** start Raw data **

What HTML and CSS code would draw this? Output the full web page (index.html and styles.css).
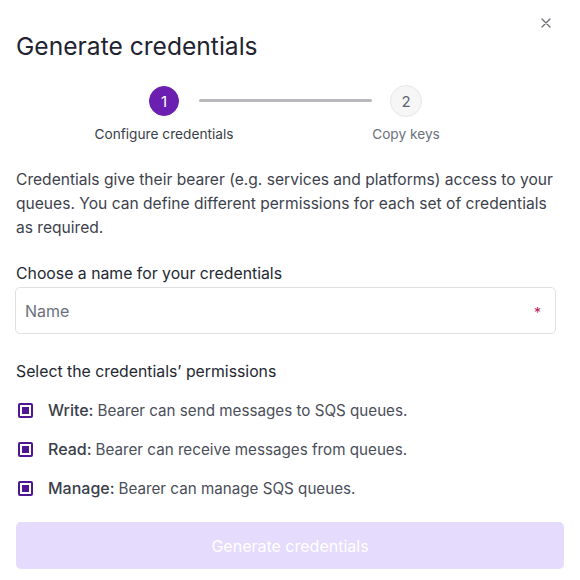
FILE: index.html
```html
<!DOCTYPE html>
<html>
<head>
<meta charset="utf-8">
<link rel="stylesheet" href="styles.css">
</head>
<body>
<div class="dialog">
  <button class="close" aria-label="Close">
    <svg width="10" height="10" viewBox="0 0 10 10"><path d="M1 1L9 9M9 1L1 9" stroke="#6b6f7a" stroke-width="1.3" stroke-linecap="round"/></svg>
  </button>
  <h1 class="title">Generate credentials</h1>
  <div class="stepper">
    <div class="step step-one">
      <div class="circle active">1</div>
      <div class="step-label">Configure credentials</div>
    </div>
    <div class="step-line"></div>
    <div class="step step-two">
      <div class="circle">2</div>
      <div class="step-label muted">Copy keys</div>
    </div>
  </div>
  <p class="intro">Credentials give their bearer (e.g. services and platforms) access to your queues. You can define different permissions for each set of credentials as required.</p>
  <div class="field-label">Choose a name for your credentials</div>
  <div class="input">
    <span class="placeholder">Name</span>
    <span class="required">*</span>
  </div>
  <div class="field-label perms-label">Select the credentials’ permissions</div>
  <ul class="perms">
    <li class="perm"><span class="check"></span><span class="perm-name">Write:</span><span class="perm-desc">Bearer can send messages to SQS queues.</span></li>
    <li class="perm"><span class="check"></span><span class="perm-name">Read:</span><span class="perm-desc">Bearer can receive messages from queues.</span></li>
    <li class="perm"><span class="check"></span><span class="perm-name">Manage:</span><span class="perm-desc">Bearer can manage SQS queues.</span></li>
  </ul>
  <button class="submit">Generate credentials</button>
</div>
</body>
</html>
```
FILE: styles.css
```css
* { box-sizing: border-box; }
html, body { margin: 0; padding: 0; background: #fff; }
body { font-family: Inter, "Noto Sans", sans-serif; color: #2b2f3a; }
.dialog { position: relative; width: 580px; padding: 30px 16px 0 16px; }
.close {
  position: absolute; top: 17px; right: 28px;
  width: 12px; height: 12px; padding: 0; border: 0; background: none;
  display: flex; align-items: center; justify-content: center;
}
.title { margin: 0; font-size: 24.6px; line-height: 32px; font-weight: 400; color: #1f2430; }
.stepper { display: flex; align-items: flex-start; margin-top: 24px; margin-left: 78px; }
.step { display: flex; flex-direction: column; align-items: center; }
.step-one { width: 140px; }
.step-two { width: 70px; }
.circle {
  width: 30px; height: 30px; border-radius: 50%;
  display: flex; align-items: center; justify-content: center;
  font-size: 15px; color: #5f6370; background: #f6f6f7; border: 1px solid #e6e6e9;
}
.circle.active { background: #6b1fb1; border-color: #6b1fb1; color: #fff; }
.step-two .circle { width: 32px; height: 32px; margin-top: -1px; margin-bottom: -1px; }
.step-line { width: 173px; height: 3px; border-radius: 2px; background: #b7b8bc; margin: 13px -1px 0 -35px; }
.step-label { margin-top: 8px; font-size: 13.7px; line-height: 20px; color: #3a3e48; white-space: nowrap; }
.step-label.muted { color: #6d717c; }
.intro { margin: 24px 0 0 0; font-size: 15.6px; line-height: 24px; color: #3d424d; }
.field-label { margin-top: 24px; font-size: 15.8px; line-height: 20px; font-weight: 400; color: #242832; }
.input {
  margin-top: 3px; width: 541px; margin-left: -1px; height: 47px;
  border: 1px solid #dfe0e3; border-radius: 5px;
  display: flex; align-items: center; justify-content: space-between;
  padding: 0 14px 0 9px;
}
.placeholder { font-size: 16px; color: #6b6f7a; }
.required { color: #c2185b; font-size: 14px; margin-top: 4px; }
.perms-label { margin-top: 28px; }
.perms { list-style: none; margin: 16px 0 0 0; padding: 0; display: flex; flex-direction: column; gap: 15px; }
.perm { display: flex; align-items: center; height: 24px; font-size: 15.2px; color: #3d424d; }
.check {
  width: 15px; height: 15px; margin-left: 2px; margin-right: 15px;
  border: 2px solid #4e1791; border-radius: 2px; padding: 2px; background: #fff;
  box-shadow: inset 0 0 0 2px #fff, inset 0 0 0 10px #4e1791;
}
.perm-name { font-size: 16px; font-weight: 500; color: #3a3e48; margin-right: 4px; }
.perm-desc { color: #4a4e59; }
.submit {
  display: block; margin-top: 22px; width: 548px; height: 47px;
  border: 0; border-radius: 5px; background: #e4dbfd; color: #fff;
  font-family: Inter, "Noto Sans", sans-serif; font-size: 16px;
}
```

** end Raw data **

▶ _Direction_
Set the pictures aside and transcribe the data above exactly.

▶ _The response_
What HTML and CSS code would draw this? Output the full web page (index.html and styles.css).
FILE: index.html
```html
<!DOCTYPE html>
<html>
<head>
<meta charset="utf-8">
<link rel="stylesheet" href="styles.css">
</head>
<body>
<div class="dialog">
  <button class="close" aria-label="Close">
    <svg width="10" height="10" viewBox="0 0 10 10"><path d="M1 1L9 9M9 1L1 9" stroke="#6b6f7a" stroke-width="1.3" stroke-linecap="round"/></svg>
  </button>
  <h1 class="title">Generate credentials</h1>
  <div class="stepper">
    <div class="step step-one">
      <div class="circle active">1</div>
      <div class="step-label">Configure credentials</div>
    </div>
    <div class="step-line"></div>
    <div class="step step-two">
      <div class="circle">2</div>
      <div class="step-label muted">Copy keys</div>
    </div>
  </div>
  <p class="intro">Credentials give their bearer (e.g. services and platforms) access to your queues. You can define different permissions for each set of credentials as required.</p>
  <div class="field-label">Choose a name for your credentials</div>
  <div class="input">
    <span class="placeholder">Name</span>
    <span class="required">*</span>
  </div>
  <div class="field-label perms-label">Select the credentials’ permissions</div>
  <ul class="perms">
    <li class="perm"><span class="check"></span><span class="perm-name">Write:</span><span class="perm-desc">Bearer can send messages to SQS queues.</span></li>
    <li class="perm"><span class="check"></span><span class="perm-name">Read:</span><span class="perm-desc">Bearer can receive messages from queues.</span></li>
    <li class="perm"><span class="check"></span><span class="perm-name">Manage:</span><span class="perm-desc">Bearer can manage SQS queues.</span></li>
  </ul>
  <button class="submit">Generate credentials</button>
</div>
</body>
</html>
```
FILE: styles.css
```css
* { box-sizing: border-box; }
html, body { margin: 0; padding: 0; background: #fff; }
body { font-family: Inter, "Noto Sans", sans-serif; color: #2b2f3a; }
.dialog { position: relative; width: 580px; padding: 30px 16px 0 16px; }
.close {
  position: absolute; top: 17px; right: 28px;
  width: 12px; height: 12px; padding: 0; border: 0; background: none;
  display: flex; align-items: center; justify-content: center;
}
.title { margin: 0; font-size: 24.6px; line-height: 32px; font-weight: 400; color: #1f2430; }
.stepper { display: flex; align-items: flex-start; margin-top: 24px; margin-left: 78px; }
.step { display: flex; flex-direction: column; align-items: center; }
.step-one { width: 140px; }
.step-two { width: 70px; }
.circle {
  width: 30px; height: 30px; border-radius: 50%;
  display: flex; align-items: center; justify-content: center;
  font-size: 15px; color: #5f6370; background: #f6f6f7; border: 1px solid #e6e6e9;
}
.circle.active { background: #6b1fb1; border-color: #6b1fb1; color: #fff; }
.step-two .circle { width: 32px; height: 32px; margin-top: -1px; margin-bottom: -1px; }
.step-line { width: 173px; height: 3px; border-radius: 2px; background: #b7b8bc; margin: 13px -1px 0 -35px; }
.step-label { margin-top: 8px; font-size: 13.7px; line-height: 20px; color: #3a3e48; white-space: nowrap; }
.step-label.muted { color: #6d717c; }
.intro { margin: 24px 0 0 0; font-size: 15.6px; line-height: 24px; color: #3d424d; }
.field-label { margin-top: 24px; font-size: 15.8px; line-height: 20px; font-weight: 400; color: #242832; }
.input {
  margin-top: 3px; width: 541px; margin-left: -1px; height: 47px;
  border: 1px solid #dfe0e3; border-radius: 5px;
  display: flex; align-items: center; justify-content: space-between;
  padding: 0 14px 0 9px;
}
.placeholder { font-size: 16px; color: #6b6f7a; }
.required { color: #c2185b; font-size: 14px; margin-top: 4px; }
.perms-label { margin-top: 28px; }
.perms { list-style: none; margin: 16px 0 0 0; padding: 0; display: flex; flex-direction: column; gap: 15px; }
.perm { display: flex; align-items: center; height: 24px; font-size: 15.2px; color: #3d424d; }
.check {
  width: 15px; height: 15px; margin-left: 2px; margin-right: 15px;
  border: 2px solid #4e1791; border-radius: 2px; padding: 2px; background: #fff;
  box-shadow: inset 0 0 0 2px #fff, inset 0 0 0 10px #4e1791;
}
.perm-name { font-size: 16px; font-weight: 500; color: #3a3e48; margin-right: 4px; }
.perm-desc { color: #4a4e59; }
.submit {
  display: block; margin-top: 22px; width: 548px; height: 47px;
  border: 0; border-radius: 5px; background: #e4dbfd; color: #fff;
  font-family: Inter, "Noto Sans", sans-serif; font-size: 16px;
}
```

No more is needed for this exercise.